Learned society promoting active use of written and spoken Latin

The Academia Latinitati Fovendae (ALF; English: Academy for the Promotion of the Latin Language) is a learned society founded in 1967 to promote the use of the Latin language, both written and spoken.

== Mission ==

John Byron Kuhner writes that "the ALF remains, as one member called it, 'the only major fully international body devoted to preserving and promoting the use of Latin in both speaking and in writing'." Kuhner describes an ALF conference: At first glance, this would appear to be a typical academic conference. Professors are reading papers in lecture halls. But much is different. Everything is conducted in Latin — papers, announcements, conversations over meals.

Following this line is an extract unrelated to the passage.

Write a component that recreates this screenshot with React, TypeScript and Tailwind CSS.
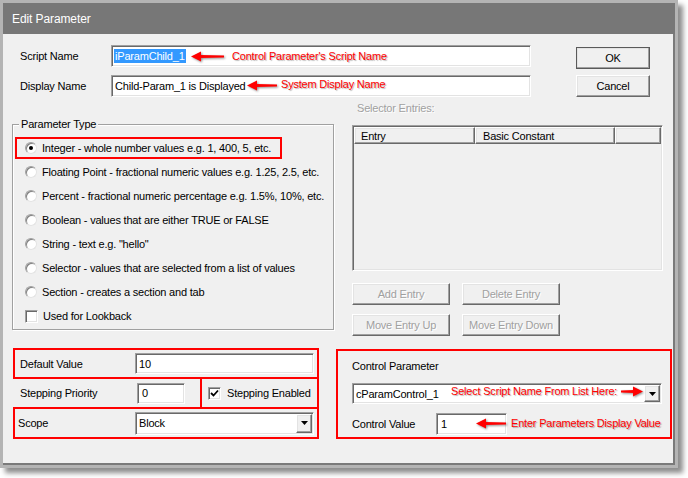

The Academy describes its mission as follows:
| ALF's Original Latin | English Translation |
| Academia dat operam, ut, ubicumque fieri possit, lingua Latina praebeatur discenda et exerceatur, non solum, ut mos est inveteratus, textus in linguas vernaculas vertendo, sed etiam scribendo et loquendo. Academiae maxime interest, ut in iis scholis, in quibus lingua Latina discenda praebetur, methodis hodiernis ac vividioribus uti liceat, quibus discipuli delectatione ad discendum alliciantur. | The Academy strives to ensure that the Latin language is offered for learning and practice wherever possible, not only by translating texts into vernacular languages, as is the long-established custom, but also by writing and speaking. A top priority of the Academy is to facilitate the use of modern and more lively methods in schools where Latin is taught, so that students are motivated to learn by enjoyment. |
— ALF, academialatinitatifovendae.com (2026)

== History ==

Scholar Karolis M. Lyvens summarizes the evolution and present mission and role of ALF:

Initially the movement had an ambition to restore the international use of Latin, but later the changed circumstances consisting from the deteriorated knowledge and position of Latin made it doubt its aims, which were clearly not achievable any more. ... The Academy returned to its roots as an organisation uniting the scholars who believe in the vitality of Latin and who use the language actively.

== Publications ==
- Commentarii (Academiae Latinitati Fovendae commentarii): The academy's primary academic, research and literary journal, entirely in Latin.
- Acta selecta: Proceedings of ALF's major international conventions
- Acta Conventiculorum: Proceedings of topical Latin seminars and workshops; specific thematic discussions
- Libri [Books]: Book series published under the ALF imprint.